Michael Gove's role as a "Brexiteer" is well-known. Of those on the domestic side of the policy, Gove's status as the "thinker-in-chief" seems well-established, after his long and controversial role implementing "reforms" when Education Secretary.
Michael Fallon and Sajid Javid's roles as "Brexiteers" seem a little more ambiguous, as they were not advocates for leaving the EU during the referendum campaign, either staying quietly loyal to Cameron, or not entirely clear in their allegiances. However, since then, their allegiances have firmly shifted to pursuing the "Brexit Agenda"; like May herself, they seem to have undergone a strange conversion to the faith, with a fanaticism that at times exceeds even the purists. And besides, the "Brexit Agenda", as said in my previous article, is about far more than just "Brexit": it is a social agenda that seeks to create a kind of "Libertarian dystopia" that rolls back the state to a puny size, not seen since before the Great Depression. Many of the Rand-supporting Libertarians in the Conservative Party are also Brexit supporters for that same reason: it helps to achieve their aim.

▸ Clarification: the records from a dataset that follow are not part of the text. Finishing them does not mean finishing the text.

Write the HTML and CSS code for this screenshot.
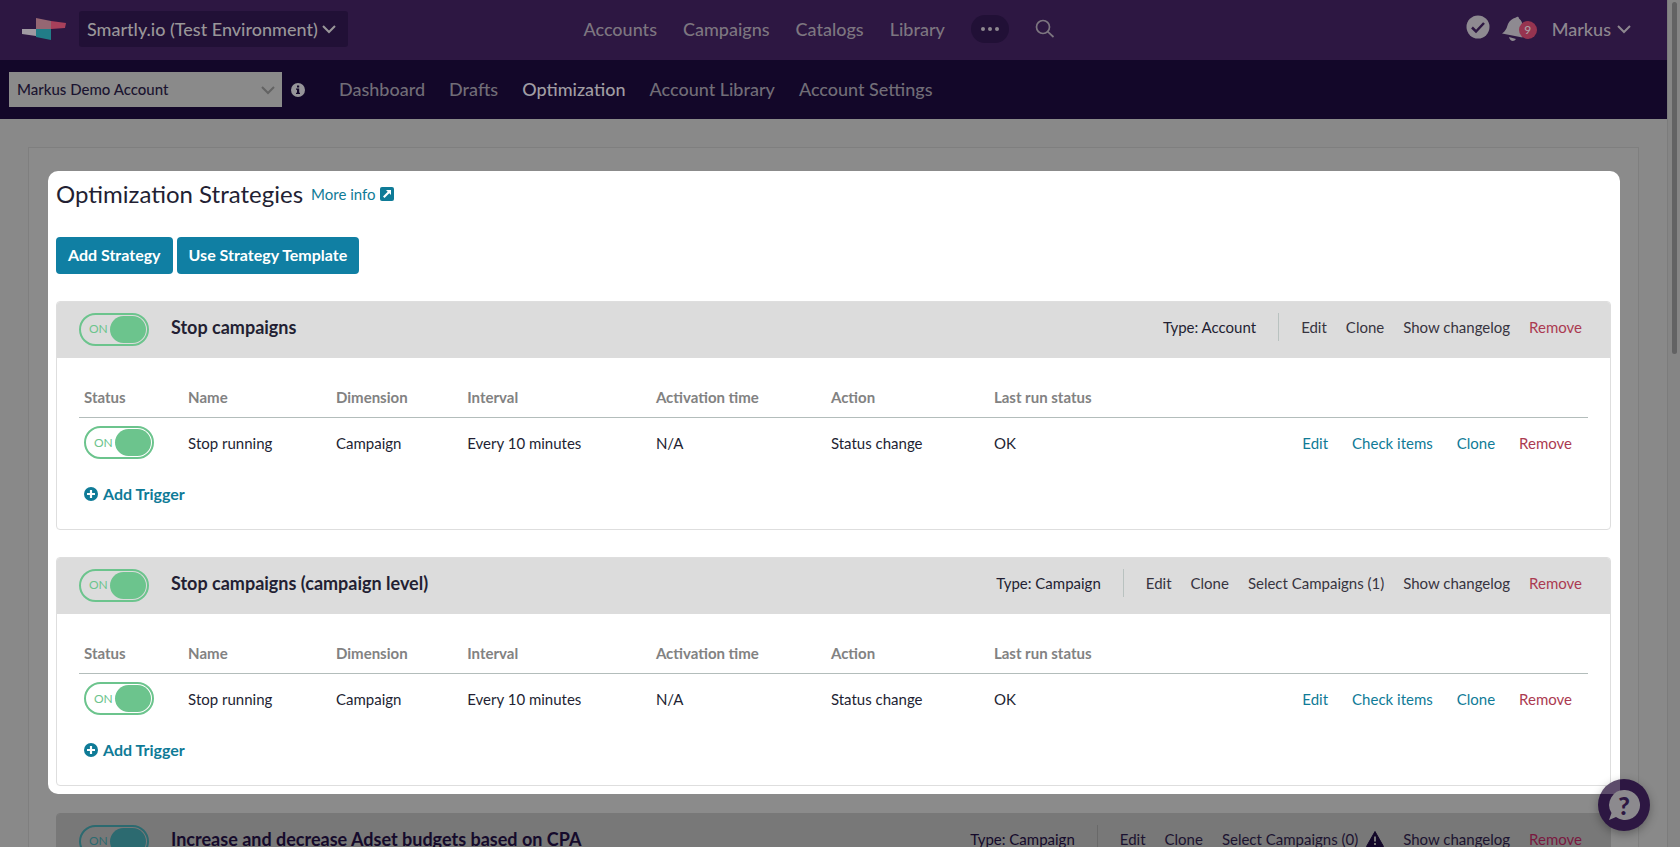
FILE: index.html
```html
<!DOCTYPE html>
<html lang="en">
<head>
<meta charset="utf-8">
<title>Optimization Strategies</title>
<link rel="stylesheet" href="styles.css">
</head>
<body>
<svg class="symbols" aria-hidden="true">
  <symbol id="chevron" viewBox="0 0 14 10"><path d="M1 2 7 8 13 2" fill="none" stroke="currentColor" stroke-width="2"/></symbol>
  <symbol id="plus" viewBox="0 0 14 14"><circle cx="7" cy="7" r="7" fill="currentColor"/><path d="M7 3v8M3 7h8" stroke="#fff" stroke-width="2.200"/></symbol>
</svg>
<div class="screen">
  <div class="page">
    <header class="topbar">
      <div class="brand">
        <svg class="logo" viewBox="0 0 44 22" aria-label="Smartly.io" role="img">
          <path d="M0 11h14v7L0 16z" fill="#a09aa2"/>
          <path d="M14 0l15 3v8H14z" fill="#956773"/>
          <path d="M29 3l15 2-1 5-14 1z" fill="#a8405b"/>
          <path d="M14 11h15v11l-15-3z" fill="#217d88"/>
        </svg>
        <button class="company" type="button">Smartly.io (Test Environment)<svg class="chev"><use href="#chevron"/></svg></button>
      </div>
      <nav class="main-nav" aria-label="Main">
        <a href="#">Accounts</a>
        <a href="#">Campaigns</a>
        <a href="#">Catalogs</a>
        <a href="#">Library</a>
        <button class="more" type="button" aria-label="More"><svg width="20" height="6"><circle cx="3" cy="3" r="2"/><circle cx="10" cy="3" r="2"/><circle cx="17" cy="3" r="2"/></svg></button>
        <button class="plain" type="button" aria-label="Search"><svg width="20" height="20" viewBox="0 0 20 20" fill="none" stroke="currentColor" stroke-width="1.700"><circle cx="8" cy="8" r="6.500"/><path d="M12.700 12.700 18.500 18"/></svg></button>
      </nav>
      <div class="user">
        <button class="plain tasks" type="button" aria-label="Tasks"><svg width="24" height="24" viewBox="0 0 24 24"><circle cx="12" cy="12" r="11.500" fill="#8e8a91"/><path d="M6 12.500l4 4 8-8.500" fill="none" stroke="#2d1742" stroke-width="2.500"/></svg></button>
        <button class="plain bell" type="button" aria-label="Notifications"><svg width="24" height="26" viewBox="0 0 24 26"><path fill="#8e8a91" d="M14 1.500c1-1.500 3-1 3 1 3 2 3.500 5 3.500 9 0 5 1 6 0 10L0 17.500c4-3 4.500-5 6-9.500 1.500-3.500 4-5.300 8-6.500zM7 21l7 2c-2 3-6 2.500-7-2z"/></svg><span class="count">9</span></button>
        <button class="plain name" type="button">Markus<svg class="chev"><use href="#chevron"/></svg></button>
      </div>
    </header>

    <div class="subbar">
      <div class="account">
        <select aria-label="Account"><option>Markus Demo Account</option></select>
        <svg class="account-chev"><use href="#chevron"/></svg>
      </div>
      <svg class="info" viewBox="0 0 14 14" role="img" aria-label="Account info"><circle cx="7" cy="7" r="7" fill="#969499"/><path d="M6 2.500h2.200v2H6zM5 5.500h3.200v4.300H9V11H5V9.800h1V6.700H5z" fill="#130729"/></svg>
      <nav class="sub-nav" aria-label="Account">
        <a href="#">Dashboard</a>
        <a href="#">Drafts</a>
        <a href="#" class="current" aria-current="page">Optimization</a>
        <a href="#">Account Library</a>
        <a href="#">Account Settings</a>
      </nav>
    </div>

    <main class="content">
      <section class="spotlight">
        <div class="heading">
          <h1>Optimization Strategies</h1>
          <a href="#" class="link">More info <svg width="14" height="14" viewBox="0 0 14 14"><rect width="14" height="14" rx="2" fill="currentColor"/><path d="M6 3h5v5L9.300 6.300 4.500 11 3 9.500l4.700-4.800z" fill="#fff"/></svg></a>
        </div>
        <div class="buttons">
          <button class="primary" type="button">Add Strategy</button>
          <button class="primary" type="button">Use Strategy Template</button>
        </div>

        <article class="strategy">
          <header class="strategy-head">
            <label class="switch"><input type="checkbox" checked aria-label="Stop campaigns"><span class="on">ON</span><span class="knob"></span></label>
            <h2>Stop campaigns</h2>
            <span class="type">Type: Account</span>
            <div class="actions"><a href="#">Edit</a><a href="#">Clone</a><a href="#">Show changelog</a><a href="#" class="remove">Remove</a></div>
          </header>
          <div class="strategy-body">
            <table>
              <colgroup><col class="c-status"><col class="c-name"><col class="c-dim"><col class="c-int"><col class="c-time"><col class="c-action"><col class="c-last"><col></colgroup>
              <thead><tr><th>Status</th><th>Name</th><th>Dimension</th><th>Interval</th><th>Activation time</th><th>Action</th><th>Last run status</th><th></th></tr></thead>
              <tbody><tr>
                <td><label class="switch"><input type="checkbox" checked aria-label="Stop running"><span class="on">ON</span><span class="knob"></span></label></td>
                <td>Stop running</td><td>Campaign</td><td>Every 10 minutes</td><td>N/A</td><td>Status change</td><td>OK</td>
                <td><div class="row-links"><a href="#" class="link">Edit</a><a href="#" class="link">Check items</a><a href="#" class="link">Clone</a><a href="#" class="remove">Remove</a></div></td>
              </tr></tbody>
            </table>
            <button class="add" type="button"><svg width="14" height="14"><use href="#plus"/></svg>Add Trigger</button>
          </div>
        </article>

        <article class="strategy">
          <header class="strategy-head">
            <label class="switch"><input type="checkbox" checked aria-label="Stop campaigns (campaign level)"><span class="on">ON</span><span class="knob"></span></label>
            <h2>Stop campaigns (campaign level)</h2>
            <span class="type">Type: Campaign</span>
            <div class="actions"><a href="#">Edit</a><a href="#">Clone</a><a href="#">Select Campaigns (1)</a><a href="#">Show changelog</a><a href="#" class="remove">Remove</a></div>
          </header>
          <div class="strategy-body">
            <table>
              <colgroup><col class="c-status"><col class="c-name"><col class="c-dim"><col class="c-int"><col class="c-time"><col class="c-action"><col class="c-last"><col></colgroup>
              <thead><tr><th>Status</th><th>Name</th><th>Dimension</th><th>Interval</th><th>Activation time</th><th>Action</th><th>Last run status</th><th></th></tr></thead>
              <tbody><tr>
                <td><label class="switch"><input type="checkbox" checked aria-label="Stop running"><span class="on">ON</span><span class="knob"></span></label></td>
                <td>Stop running</td><td>Campaign</td><td>Every 10 minutes</td><td>N/A</td><td>Status change</td><td>OK</td>
                <td><div class="row-links"><a href="#" class="link">Edit</a><a href="#" class="link">Check items</a><a href="#" class="link">Clone</a><a href="#" class="remove">Remove</a></div></td>
              </tr></tbody>
            </table>
            <button class="add" type="button"><svg width="14" height="14"><use href="#plus"/></svg>Add Trigger</button>
          </div>
        </article>
      </section>

      <article class="strategy dimmed">
        <header class="strategy-head">
          <label class="switch"><input type="checkbox" checked aria-label="Increase and decrease Adset budgets based on CPA"><span class="on">ON</span><span class="knob"></span></label>
          <h2>Increase and decrease Adset budgets based on CPA</h2>
          <span class="type">Type: Campaign</span>
          <div class="actions"><a href="#">Edit</a><a href="#">Clone</a><a href="#" class="warned">Select Campaigns (0) <svg width="18" height="16" viewBox="0 0 18 16"><path d="M9 0.500 17.500 15.500H.5z" fill="#130729" stroke="#130729" stroke-linejoin="round"/><path d="M9 5.500v5M9 12v2" stroke="#787878" stroke-width="2"/></svg></a><a href="#">Show changelog</a><a href="#" class="remove">Remove</a></div>
        </header>
      </article>
    </main>
  </div>
  <div class="scroll-track"><div class="scroll-thumb"></div></div>
  <button class="help" type="button" aria-label="Help"><svg width="32" height="32" viewBox="0 0 32 32"><path d="M17 1a15 15 0 1 1-9 27L1 31l2.500-7A15 15 0 0 1 17 1z" fill="#8c8a8e"/></svg><span class="mark">?</span></button>
</div>
</body>
</html>
```
FILE: styles.css
```css
* { box-sizing: border-box; }
body {
  margin: 0;
  background: #898989;
  color: #231f33;
  font-family: Lato, "Liberation Sans", sans-serif;
  font-size: 15px;
  line-height: 20px;
}
a { color: inherit; text-decoration: none; }
button {
  margin: 0;
  padding: 0;
  border: 0;
  background: none;
  color: inherit;
  font: inherit;
  cursor: pointer;
}
h1, h2 { margin: 0; }
svg { flex: none; }
.symbols { position: absolute; width: 0; height: 0; }

.screen { position: relative; display: flex; height: 100vh; overflow: hidden; }
.page { flex: 1; min-width: 0; }

.topbar {
  display: grid;
  grid-template-columns: 35% auto 1fr;
  align-items: center;
  height: 60px;
  padding-bottom: 2px;
  background: #2d1742;
  color: #8d878f;
  font-size: 18px;
  font-weight: 500;
}
.brand { display: flex; align-items: center; gap: 13px; padding-left: 22px; }
.logo { width: 44px; height: 22px; }
.company {
  display: flex;
  align-items: center;
  gap: 4px;
  height: 36px;
  padding: 0 12px 0 8px;
  border-radius: 3px;
  background: #211036;
  color: #999699;
}
.chev { width: 14px; height: 10px; }
.main-nav { display: flex; align-items: center; gap: 26px; color: #7d7680; }
.plain { display: flex; align-items: center; }
.more {
  display: flex;
  align-items: center;
  justify-content: center;
  width: 38px;
  height: 28px;
  border-radius: 14px;
  background: #211036;
  fill: #8d878f;
}
.user { display: flex; align-items: center; justify-content: flex-end; padding-right: 36px; color: #8d878f; }
.user .tasks { margin-right: 12px; padding-bottom: 4px; }
.user .bell { position: relative; margin-right: 26px; }
.count {
  position: absolute;
  left: 17px;
  top: 5px;
  width: 18px;
  height: 18px;
  border-radius: 50%;
  background: #963450;
  color: #aaa0a5;
  font-size: 12px;
  line-height: 18px;
}
.user .name { gap: 6px; }

.subbar {
  display: flex;
  align-items: center;
  height: 59px;
  padding-left: 9px;
  background: #130729;
  color: #716d77;
  font-size: 18px;
  font-weight: 500;
}
.account { position: relative; width: 273px; margin-right: 9px; }
.account select {
  appearance: none;
  display: block;
  width: 100%;
  height: 35px;
  padding: 0 8px 2px;
  border: 0;
  border-radius: 0;
  background: #8a8a8a;
  color: #1b1430;
  font: inherit;
  font-size: 15px;
}
.account-chev { position: absolute; right: 7px; top: 13px; width: 14px; height: 10px; color: #636363; }
.info { width: 14px; height: 14px; margin-right: 34px; }
.sub-nav { display: flex; gap: 24px; padding-bottom: 2px; }
.current { color: #a09da3; }

.content {
  margin: 28px 28px 0;
  padding: 23px 18px 40px 19px;
  border: 1px solid #7f7f7f;
  background: #8b8b8b;
}
.spotlight { padding: 8px 9px 8px 8px; border-radius: 10px; background: #fff; }
.heading { display: flex; align-items: center; gap: 8px; height: 30px; margin-bottom: 28px; }
h1 { font-size: 24px; font-weight: 400; line-height: 30px; }
.link { color: #0f7b97; }
.heading .link { display: flex; align-items: center; gap: 4px; }
.buttons { display: flex; gap: 4px; margin-bottom: 27px; }
.primary {
  height: 37px;
  padding: 0 12px 2px;
  border-radius: 4px;
  background: #107fa3;
  color: #fff;
  font-size: 16px;
  font-weight: 700;
}

.strategy { border: 1px solid #dedede; border-radius: 4px; overflow: hidden; }
.strategy + .strategy { margin-top: 27px; }
.strategy-head {
  display: flex;
  align-items: center;
  height: 56px;
  padding: 0 28px 2px 22px;
  background: #dcdcdc;
}
h2 { flex: 1; margin: 0 0 4px 22px; font-size: 18px; font-weight: 700; line-height: 20px; }
.type { display: flex; align-items: center; height: 28px; margin: 0 22px 4px 0; padding-right: 22px; border-right: 1px solid #b9c2c0; }
.actions { display: flex; gap: 19px; margin-bottom: 4px; color: #37343f; }
.remove { color: #ab3a51; }

.switch {
  position: relative;
  display: flex;
  align-items: center;
  justify-content: space-between;
  width: 70px;
  height: 33px;
  padding: 0 1px 0 8px;
  border: 2px solid #6cc48d;
  border-radius: 17px;
  color: #6cc48d;
  font-size: 12px;
}
.switch input { position: absolute; inset: 0; margin: 0; opacity: 0; }
.knob { width: 36px; height: 27px; border-radius: 14px; background: #6cc48d; }

.strategy-body { padding: 24px 22px 25px; }
table { width: 100%; table-layout: fixed; border-collapse: collapse; }
th, td { padding: 0 0 0 5px; text-align: left; }
th { height: 35px; padding-bottom: 4px; border-bottom: 1px solid #b3bdbb; color: #828282; }
td { height: 51px; }
.c-status { width: 6.9%; }
.c-name { width: 9.8%; }
.c-dim { width: 8.7%; }
.c-int { width: 12.5%; }
.c-time { width: 11.6%; }
.c-action { width: 10.8%; }
.c-last { width: 11%; }
.row-links { display: flex; justify-content: flex-end; gap: 24px; padding-right: 16px; }
.add { display: flex; align-items: center; gap: 5px; margin: 16px 0 0 5px; color: #0f7b97; font-size: 16px; font-weight: 700; }

.dimmed { margin: 19px 9px 0 8px; border-color: #787878; color: #150a2b; }
.dimmed .strategy-head { background: #787878; }
.dimmed .switch { border-color: #2c6a70; color: #2c6a70; }
.dimmed .knob { background: #2c6a70; }
.dimmed .type { border-color: #696969; }
.dimmed .actions { color: #1c1330; }
.dimmed .remove { color: #7a1840; }
.warned { display: flex; align-items: center; gap: 8px; }

.scroll-track { width: 13px; padding: 2px 3px 0 4px; background: #858585; border-left: 1px solid #7c7c7c; }
.scroll-thumb { height: 352px; border-radius: 4px; background: #626263; }
.help {
  position: absolute;
  right: 30px;
  bottom: 16px;
  display: flex;
  align-items: center;
  justify-content: center;
  width: 52px;
  height: 52px;
  border-radius: 50%;
  background: linear-gradient(#5d4c6b, #5d4c6b) 0 0 / 22px 15px no-repeat #2d1742;
  box-shadow: 0 3px 10px rgba(0, 0, 0, 0.3);
}
.mark { position: absolute; inset: 0; color: #2d1742; font-size: 25px; font-weight: 900; line-height: 52px; text-align: center; }
```
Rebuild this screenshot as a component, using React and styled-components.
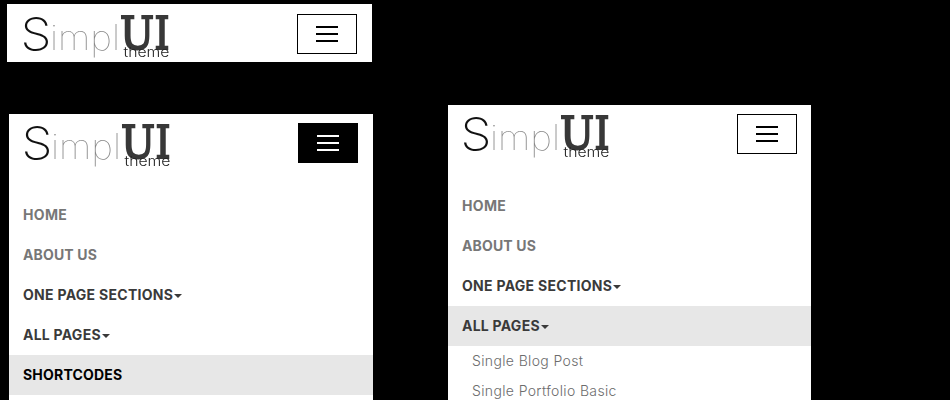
import React from "react";
import styled, { createGlobalStyle } from "styled-components";

const GlobalStyle = createGlobalStyle`
  * { box-sizing: border-box; }
  body { margin: 0; background: #000; overflow: hidden; }
`;

const Page = styled.main`
  display: flex;
  width: 950px;
  height: 400px;
  overflow: hidden;
  background: #000;
  font-family: Inter, sans-serif;
`;

const Column = styled.div`
  flex: none;
  display: flex;
  flex-direction: column;
  width: ${(p) => p.$width}px;
  padding-top: ${(p) => p.$top}px;
`;

const Panel = styled.section`
  flex: none;
  width: ${(p) => p.$width}px;
  height: ${(p) => p.$height}px;
  margin: 0 0 ${(p) => p.$gap || 0}px ${(p) => p.$left}px;
  background: #fff;
`;

const Header = styled.header`
  display: flex;
  justify-content: space-between;
  align-items: flex-start;
  padding-left: ${(p) => p.$inset}px;
  padding-right: ${(p) => p.$end}px;
  height: ${(p) => p.$height}px;
`;

const LogoSvg = styled.svg`
  display: block;
  flex: none;
  overflow: visible;
  margin-top: ${(p) => p.$shift}px;
  will-change: transform;
`;

const Toggle = styled.button`
  display: flex;
  flex-direction: column;
  align-items: center;
  justify-content: center;
  gap: 5px;
  width: 60px;
  height: 40px;
  margin: ${(p) => p.$top}px 0 0;
  padding: 0;
  border: 1px solid #000;
  border-radius: 0;
  color: ${(p) => (p.$active ? "#fff" : "#000")};
  background: ${(p) => (p.$active ? "#000" : "#fff")};
`;

const Bar = styled.span`
  width: 22px;
  height: 2px;
  background: currentColor;
`;

const Menu = styled.nav`
  display: flex;
  flex-direction: column;
`;

const MenuItem = styled.a`
  display: flex;
  align-items: center;
  height: 40px;
  padding: 0 0 2px 14px;
  font-size: 14px;
  font-weight: 700;
  white-space: nowrap;
  letter-spacing: ${(p) => p.$spacing || 0}px;
  color: ${(p) => p.$color};
  background: ${(p) => (p.$highlight ? "#e7e7e7" : "transparent")};
`;

const Caret = styled.span`
  margin: 4px 0 0 1px;
  border: 4px solid transparent;
  border-top-color: currentColor;
  border-bottom: 0;
`;

const SubItem = styled.a`
  display: flex;
  align-items: center;
  height: 30px;
  padding: 0 0 2px 24px;
  font-size: 14px;
  font-weight: 300;
  white-space: nowrap;
  letter-spacing: 0.36px;
  color: #6c6c6c;
`;

function Logo({ shift = 0 }) {
  return (
    <LogoSvg $shift={shift} width="150" height="50" viewBox="0 0 150 50" aria-label="SimplUI theme">
      <text x="-2.5" y="38.5" fontFamily="Inter" fontWeight="200" fontSize="45" fill="#111" textLength="31" lengthAdjust="spacingAndGlyphs">S</text>
      <text x="27" y="39" fontFamily="Inter" fontWeight="100" fontSize="35" fill="#888" textLength="70" lengthAdjust="spacingAndGlyphs">impl</text>
      <g fontFamily="DejaVu Serif" fontWeight="400" fontSize="44" fill="#383838" stroke="#383838" strokeWidth="2">
        <text x="97" y="38" textLength="34" lengthAdjust="spacingAndGlyphs">U</text>
        <text x="131.5" y="38" textLength="15" lengthAdjust="spacingAndGlyphs">I</text>
      </g>
      <text x="100.5" y="46" fontFamily="Inter" fontWeight="300" fontSize="13.5" fill="#222" textLength="46" lengthAdjust="spacingAndGlyphs">theme</text>
    </LogoSvg>
  );
}

function MenuToggle({ top, active }) {
  return (
    <Toggle $top={top} $active={active} aria-label="Menu">
      <Bar /><Bar /><Bar />
    </Toggle>
  );
}

function MainItems({ pagesOpen }) {
  return (
    <>
      <MenuItem $color="#777" $spacing={0.35}>HOME</MenuItem>
      <MenuItem $color="#777" $spacing={0.15}>ABOUT US</MenuItem>
      <MenuItem $color="#3a3a3a" $spacing={0.29}>ONE PAGE SECTIONS<Caret /></MenuItem>
      <MenuItem $color="#3a3a3a" $spacing={0.25} $highlight={pagesOpen}>ALL PAGES<Caret /></MenuItem>
    </>
  );
}

export default function App() {
  return (
    <>
      <GlobalStyle />
      <Page>
        <Column $width={448} $top={4}>
          <Panel $left={7} $width={365} $height={58} $gap={52}>
            <Header $inset={16} $end={15} $height={58}>
              <Logo shift={7} />
              <MenuToggle top={10} />
            </Header>
          </Panel>
          <Panel $left={9} $width={364} $height={286}>
            <Header $inset={15} $end={15} $height={81}>
              <Logo shift={6} />
              <MenuToggle top={9} active />
            </Header>
            <Menu>
              <MainItems />
              <MenuItem $color="#000" $spacing={0.2} $highlight>SHORTCODES</MenuItem>
            </Menu>
          </Panel>
        </Column>
        <Column $width={363} $top={105}>
          <Panel $left={0} $width={363} $height={295}>
            <Header $inset={15} $end={14} $height={81}>
              <Logo shift={6} />
              <MenuToggle top={9} />
            </Header>
            <Menu>
              <MainItems pagesOpen />
              <SubItem>Single Blog Post</SubItem>
              <SubItem>Single Portfolio Basic</SubItem>
            </Menu>
          </Panel>
        </Column>
      </Page>
    </>
  );
}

The author once said that David Cameron's government appeared to be the most incompetent in living memory. It is now clear that Theresa May's government have far exceeded that measure. With the "Brexit Agenda" now the guiding principle that seems to lead almost every aspect of policy, rationalism has gone out of the window. The moderates in the Conservative Party and in government, led by the Chancellor, have been side-lined, with their concerns dismissed. They are in government, but only for cosmetic purposes. Likewise, with parliament; it is there, but only for cosmetic purposes.

Brexit has achieved a momentum all of its own, snowballing over all other areas of government, and over all other concerns: it is the unspoken "revolution" that has consumed the country, with its most ardent supporters acting as if on a heaven-sent mission, ordained by the popular will.